Start INFORMATION SHOWN
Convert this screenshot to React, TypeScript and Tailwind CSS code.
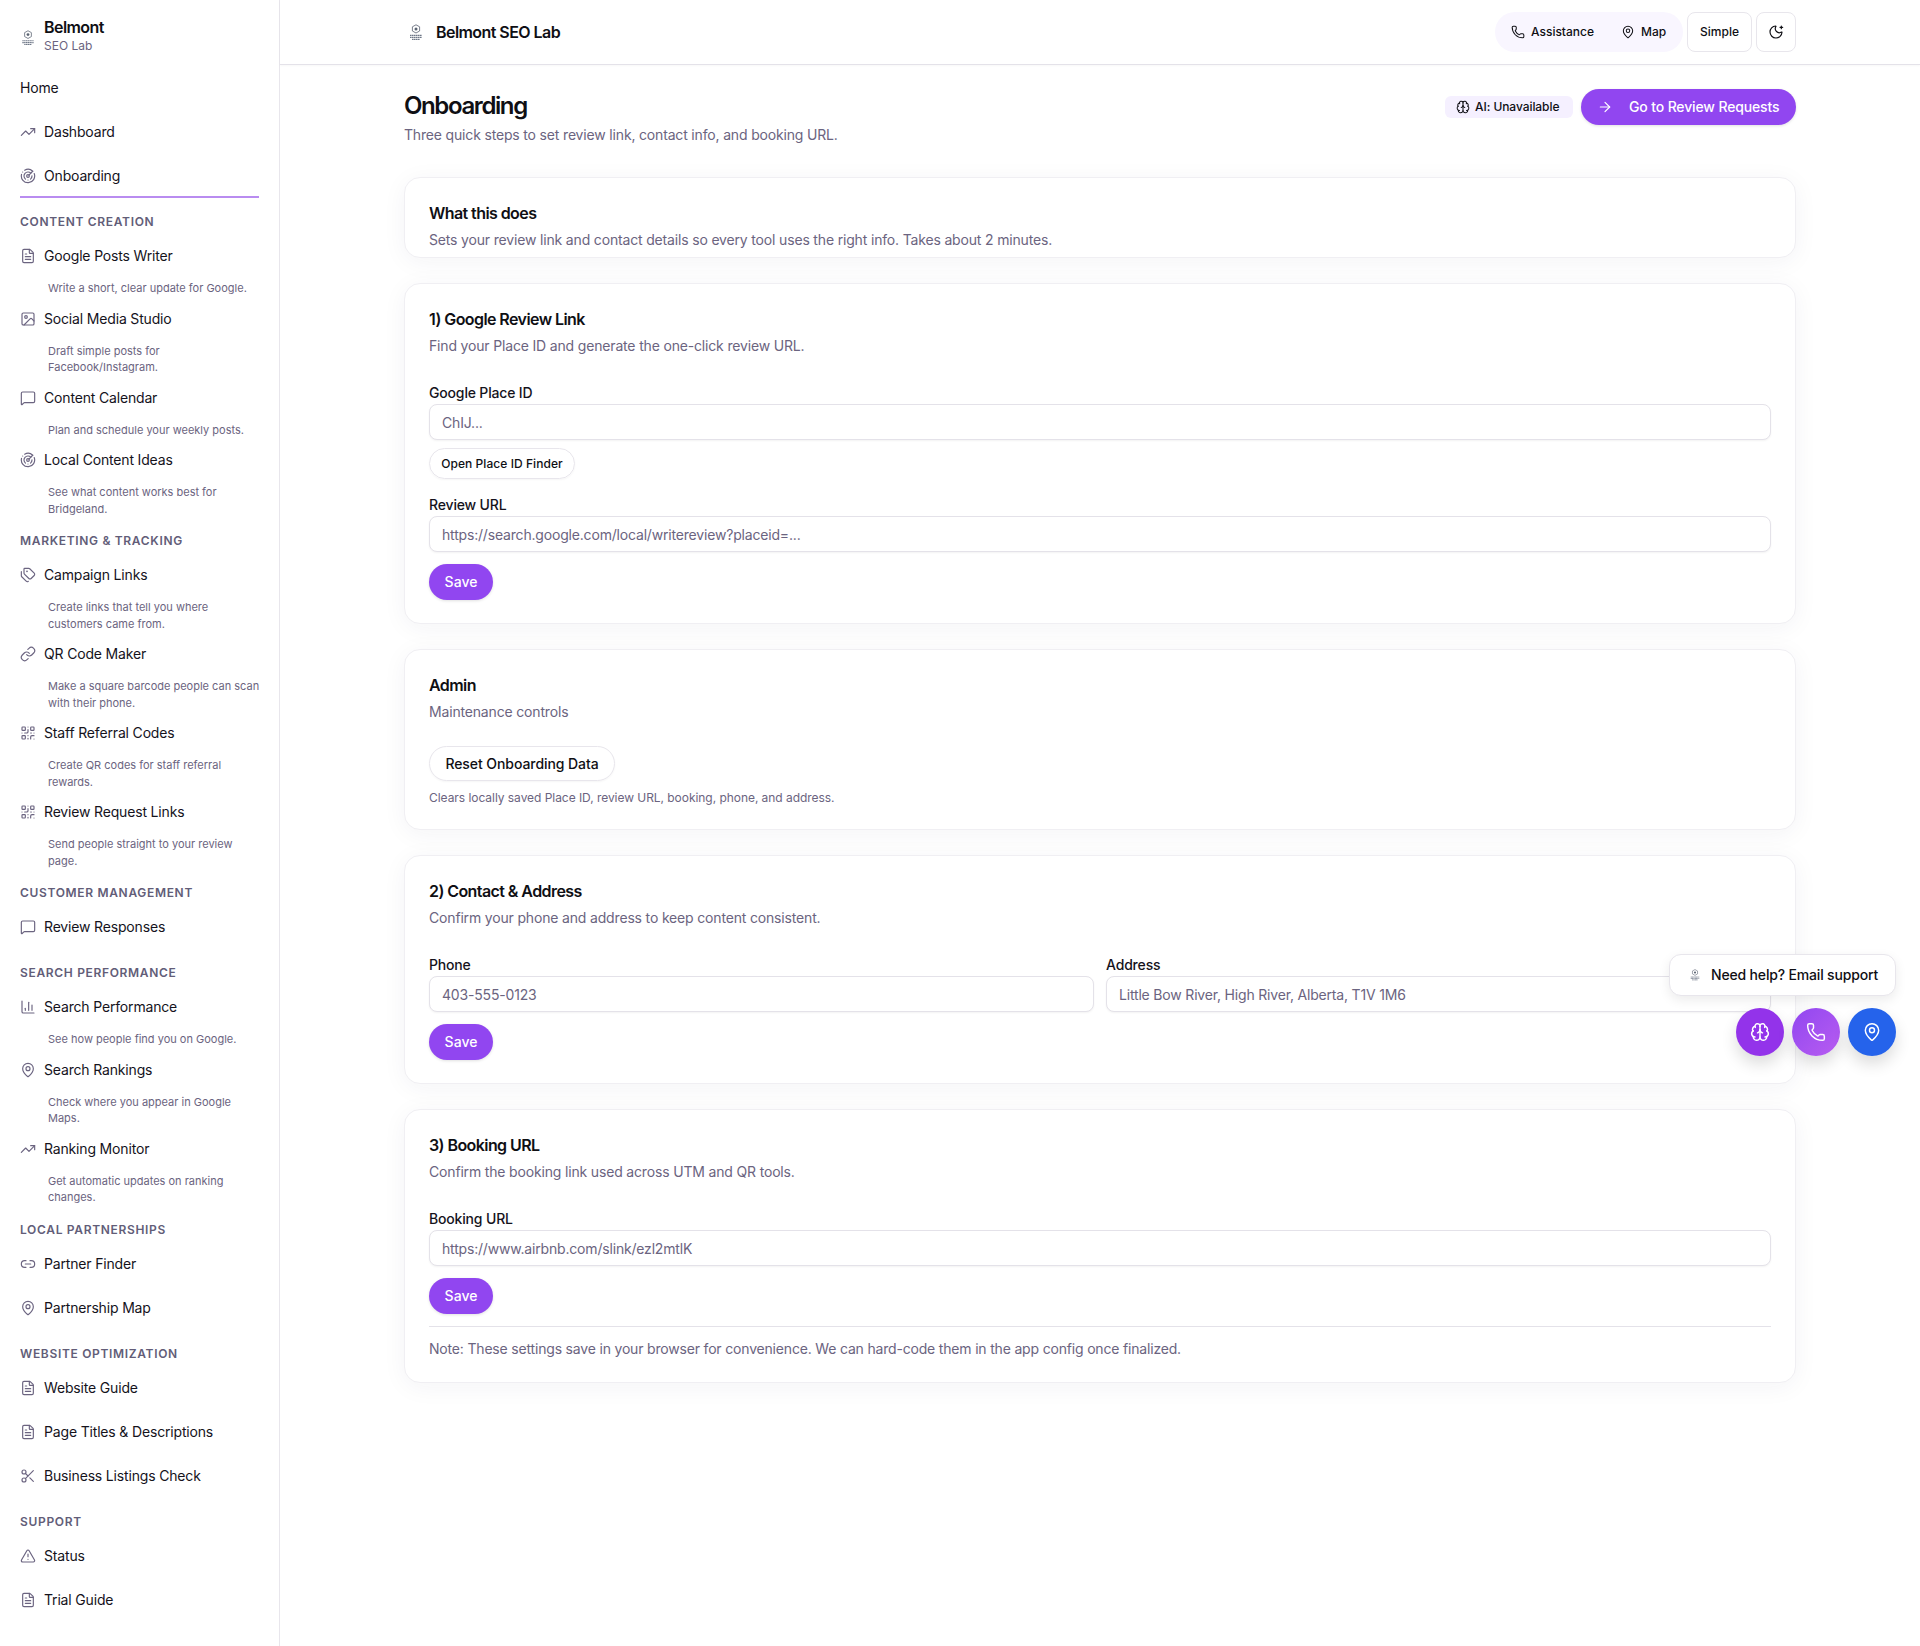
import type { ReactNode } from 'react';
import {
  ArrowRight,
  Brain,
  ChartColumn,
  FileText,
  Image,
  Link,
  Link2,
  MapPin,
  MessageSquare,
  MoonStar,
  Phone,
  QrCode,
  Radar,
  Scissors,
  Tags,
  TrendingUp,
  TriangleAlert,
  type LucideIcon,
} from 'lucide-react';

type NavItem = { label: string; icon?: LucideIcon; desc?: string[] };
type NavSection = { title?: string; items: NavItem[] };

const nav: NavSection[] = [
  {
    title: 'Content Creation',
    items: [
      { label: 'Google Posts Writer', icon: FileText, desc: ['Write a short, clear update for Google.'] },
      { label: 'Social Media Studio', icon: Image, desc: ['Draft simple posts for', 'Facebook/Instagram.'] },
      { label: 'Content Calendar', icon: MessageSquare, desc: ['Plan and schedule your weekly posts.'] },
      { label: 'Local Content Ideas', icon: Radar, desc: ['See what content works best for', 'Bridgeland.'] },
    ],
  },
  {
    title: 'Marketing & Tracking',
    items: [
      { label: 'Campaign Links', icon: Tags, desc: ['Create links that tell you where', 'customers came from.'] },
      { label: 'QR Code Maker', icon: Link, desc: ['Make a square barcode people can scan', 'with their phone.'] },
      { label: 'Staff Referral Codes', icon: QrCode, desc: ['Create QR codes for staff referral', 'rewards.'] },
      { label: 'Review Request Links', icon: QrCode, desc: ['Send people straight to your review', 'page.'] },
    ],
  },
  {
    title: 'Customer Management',
    items: [{ label: 'Review Responses', icon: MessageSquare }],
  },
  {
    title: 'Search Performance',
    items: [
      { label: 'Search Performance', icon: ChartColumn, desc: ['See how people find you on Google.'] },
      { label: 'Search Rankings', icon: MapPin, desc: ['Check where you appear in Google', 'Maps.'] },
      { label: 'Ranking Monitor', icon: TrendingUp, desc: ['Get automatic updates on ranking', 'changes.'] },
    ],
  },
  {
    title: 'Local Partnerships',
    items: [
      { label: 'Partner Finder', icon: Link2 },
      { label: 'Partnership Map', icon: MapPin },
    ],
  },
  {
    title: 'Website Optimization',
    items: [
      { label: 'Website Guide', icon: FileText },
      { label: 'Page Titles & Descriptions', icon: FileText },
      { label: 'Business Listings Check', icon: Scissors },
    ],
  },
  {
    title: 'Support',
    items: [
      { label: 'Status', icon: TriangleAlert },
      { label: 'Trial Guide', icon: FileText },
    ],
  },
];

function Logo({ className }: { className: string }) {
  return (
    <svg viewBox="0 0 14 17" className={className} fill="none">
      <path d="M7 .8l3.6 2v4.2L7 9 3.4 7V2.8z" stroke="#6b7280" strokeWidth="0.9" />
      <circle cx="7" cy="4.9" r="1.5" fill="#5b6472" />
      <path d="M1 11.4h12M1 13.4h12M3 15.4h8" stroke="#6f7888" strokeWidth="1.2" strokeDasharray="1.5 0.4" />
    </svg>
  );
}

function SideRow({ label, icon: Icon, active }: NavItem & { active?: boolean }) {
  return (
    <div className={`flex h-11 items-center gap-2 text-sm tracking-[-0.012em] text-[#15131c] ${active ? 'border-b-2 border-[#b98cf0] pt-0.5' : ''}`}>
      {Icon && <Icon className="h-4 w-4 shrink-0 text-[#6b6480]" strokeWidth={1.75} />}
      {label}
    </div>
  );
}

function Sidebar() {
  return (
    <aside className="w-[280px] shrink-0 border-r border-[#e8e6ec] px-5">
      <div className="flex h-[66px] items-center gap-2 pt-1.5">
        <Logo className="mt-[3px] h-4 w-4" />
        <div className="-mt-0.5">
          <div className="text-base leading-[20px] font-semibold tracking-[-0.035em] text-[#0f0f14]">Belmont</div>
          <div className="mt-px text-xs leading-[16px] text-[#6b6480]">SEO Lab</div>
        </div>
      </div>
      <SideRow label="Home" />
      <SideRow label="Dashboard" icon={TrendingUp} />
      <SideRow label="Onboarding" icon={Radar} active />
      {nav.map((section) => (
        <div key={section.title} className="pt-4">
          <div className="mb-1 text-xs leading-4 font-semibold tracking-[0.056em] text-[#625d78] uppercase">{section.title}</div>
          {section.items.map((item) => (
            <div key={item.label}>
              <SideRow {...item} />
              {item.desc && (
                <div className="mt-0.5 pl-[28px] text-[11px] leading-[16.5px] text-[#6b6480]">
                  {item.desc.map((line) => (
                    <div key={line} className="whitespace-nowrap">{line}</div>
                  ))}
                </div>
              )}
            </div>
          ))}
        </div>
      ))}
    </aside>
  );
}

function Card({ title, sub, children }: { title: string; sub: string; children?: ReactNode }) {
  return (
    <section className="rounded-2xl border border-[#f0eff3] bg-white px-6 py-[23px] shadow-[0_4px_24px_rgba(40,30,80,0.05)]">
      <h2 className="text-base leading-6 font-semibold tracking-[-0.036em] text-[#0f0f14]">{title}</h2>
      <p className="mt-[5px] text-sm leading-5 tracking-[-0.012em] text-[#6b6480]">{sub}</p>
      {children}
    </section>
  );
}

function Field({ label, placeholder, className }: { label: string; placeholder: string; className?: string }) {
  return (
    <div className={className}>
      <label className="block text-sm leading-5 font-medium tracking-[-0.012em] text-[#15131c]">{label}</label>
      <input
        readOnly
        placeholder={placeholder}
        className="mt-px block h-9 w-full rounded-lg border border-[#e4e2e9] bg-white px-3 text-sm tracking-[-0.013em] text-[#15131c] shadow-[0_1px_2px_rgba(0,0,0,0.05)] placeholder:text-[#6b6480]"
      />
    </div>
  );
}

function SaveButton() {
  return (
    <button className="mt-3 block h-9 w-16 rounded-full bg-[#9146f0] text-sm font-medium text-white shadow-[0_1px_3px_rgba(0,0,0,0.12)]">
      Save
    </button>
  );
}

export default function App() {
  return (
    <div className="relative flex min-h-screen bg-white font-['Inter',sans-serif] text-[#0f0f14]">
      <Sidebar />
      <div className="min-w-0 flex-1">
        <header className="h-[65px] border-b border-[#e4e2e9] shadow-[0_1px_2px_rgba(0,0,0,0.03)]">
          <div className="mx-auto flex h-16 w-[1392px] items-center justify-between">
            <div className="flex items-center gap-[13px]">
              <Logo className="ml-[5px] h-[17px] w-[14px]" />
              <span className="text-base font-semibold tracking-[-0.035em]">Belmont SEO Lab</span>
            </div>
            <div className="flex items-center gap-1">
              <div className="flex h-10 w-[188px] items-center gap-[27px] rounded-full bg-[#f9f6ff] pl-4 text-xs font-medium">
                <span className="flex items-center gap-1.5">
                  <Phone className="h-3.5 w-3.5" strokeWidth={1.75} />
                  Assistance
                </span>
                <span className="flex items-center gap-1.5">
                  <MapPin className="h-3.5 w-3.5" strokeWidth={1.75} />
                  Map
                </span>
              </div>
              <button className="h-10 w-[65px] rounded-lg border border-[#e8e6ec] text-xs font-medium">Simple</button>
              <button className="flex h-10 w-10 items-center justify-center rounded-lg border border-[#e8e6ec]">
                <MoonStar className="h-4 w-4" strokeWidth={1.75} />
              </button>
            </div>
          </div>
        </header>

        <main className="mx-auto w-[1392px] pt-6">
          <div className="flex items-start justify-between">
            <div className="pt-px">
              <h1 className="text-2xl leading-8 font-semibold tracking-[-0.058em]">Onboarding</h1>
              <p className="mt-[3px] text-sm leading-5 tracking-[-0.012em] text-[#6b6480]">Three quick steps to set review link, contact info, and booking URL.</p>
            </div>
            <div className="flex items-center gap-2">
              <span className="flex h-[22px] w-[128px] items-center gap-[5px] rounded-md bg-[#f5f0ff] pl-[11px] text-xs font-medium tracking-[-0.005em]">
                <Brain className="h-3.5 w-3.5" strokeWidth={1.75} />
                AI: Unavailable
              </span>
              <button className="flex h-9 w-[215px] items-center gap-4 rounded-full bg-[#9146f0] pl-4 text-sm font-medium tracking-[-0.01em] text-white shadow-[0_1px_3px_rgba(0,0,0,0.12)]">
                <ArrowRight className="h-4 w-4" strokeWidth={1.75} />
                Go to Review Requests
              </button>
            </div>
          </div>

          <div className="mt-8 flex flex-col gap-[25px]">
            <section className="rounded-2xl border border-[#f0eff3] bg-white px-6 pt-[23px] pb-[7px] shadow-[0_4px_24px_rgba(40,30,80,0.05)]">
              <h2 className="text-base leading-6 font-semibold tracking-[-0.036em]">What this does</h2>
              <p className="mt-[5px] text-sm leading-5 tracking-[-0.012em] text-[#6b6480]">Sets your review link and contact details so every tool uses the right info. Takes about 2 minutes.</p>
            </section>

            <Card title="1) Google Review Link" sub="Find your Place ID and generate the one-click review URL.">
              <Field className="mt-[27px]" label="Google Place ID" placeholder="ChIJ..." />
              <button className="mt-2 block h-[31px] w-[146px] rounded-full border border-[#e8e6ec] text-xs font-medium tracking-[0.005em] shadow-[0_1px_2px_rgba(0,0,0,0.04)]">
                Open Place ID Finder
              </button>
              <Field className="mt-4" label="Review URL" placeholder="https://search.google.com/local/writereview?placeid=..." />
              <SaveButton />
            </Card>

            <Card title="Admin" sub="Maintenance controls">
              <button className="mt-6 block h-[35px] w-[186px] rounded-full border border-[#e8e6ec] text-sm font-medium tracking-[-0.005em] shadow-[0_1px_2px_rgba(0,0,0,0.04)]">
                Reset Onboarding Data
              </button>
              <p className="mt-[9px] text-xs leading-4 tracking-[-0.004em] text-[#6b6480]">Clears locally saved Place ID, review URL, booking, phone, and address.</p>
            </Card>

            <Card title="2) Contact & Address" sub="Confirm your phone and address to keep content consistent.">
              <div className="mt-[27px] grid grid-cols-2 gap-3">
                <Field label="Phone" placeholder="403-555-0123" />
                <Field label="Address" placeholder="Little Bow River, High River, Alberta, T1V 1M6" />
              </div>
              <SaveButton />
            </Card>

            <Card title="3) Booking URL" sub="Confirm the booking link used across UTM and QR tools.">
              <Field className="mt-[27px]" label="Booking URL" placeholder="https://www.airbnb.com/slink/ezl2mtlK" />
              <SaveButton />
              <div className="mt-3 border-t border-[#e4e2e9] pt-3 text-sm leading-5 tracking-[-0.013em] text-[#6b6480]">
                Note: These settings save in your browser for convenience. We can hard-code them in the app config once finalized.
              </div>
            </Card>
          </div>
        </main>
      </div>

      {/* floating help + quick actions */}
      <div className="absolute top-[954px] right-6 flex flex-col items-end gap-3">
        <div className="flex h-[42px] w-[227px] items-center gap-[11px] rounded-xl border border-[#e8e6ec] bg-white pl-5 text-sm font-medium tracking-[-0.012em] shadow-[0_4px_12px_rgba(0,0,0,0.08)]">
          <Logo className="h-3 w-2.5" />
          Need help? Email support
        </div>
        <div className="flex gap-2">
          <div className="flex h-12 w-12 items-center justify-center rounded-full bg-[#9333ea] text-white shadow-[0_8px_16px_rgba(0,0,0,0.14)]">
            <Brain className="h-5 w-5" strokeWidth={1.75} />
          </div>
          <div className="flex h-12 w-12 items-center justify-center rounded-full bg-gradient-to-br from-[#9146f0] to-[#b85cf0] text-white shadow-[0_8px_16px_rgba(0,0,0,0.14)]">
            <Phone className="h-5 w-5" strokeWidth={1.75} />
          </div>
          <div className="flex h-12 w-12 items-center justify-center rounded-full bg-[#2563eb] text-white shadow-[0_8px_16px_rgba(0,0,0,0.14)]">
            <MapPin className="h-5 w-5" strokeWidth={1.75} />
          </div>
        </div>
      </div>
    </div>
  );
}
End INFORMATION SHOWN
THE TASK:
For each line of the listing that holds the word "this", show that line.

TASK RESULT:
Convert this screenshot to React, TypeScript and Tailwind CSS code.
              <h2 className="text-base leading-6 font-semibold tracking-[-0.036em]">What this does</h2>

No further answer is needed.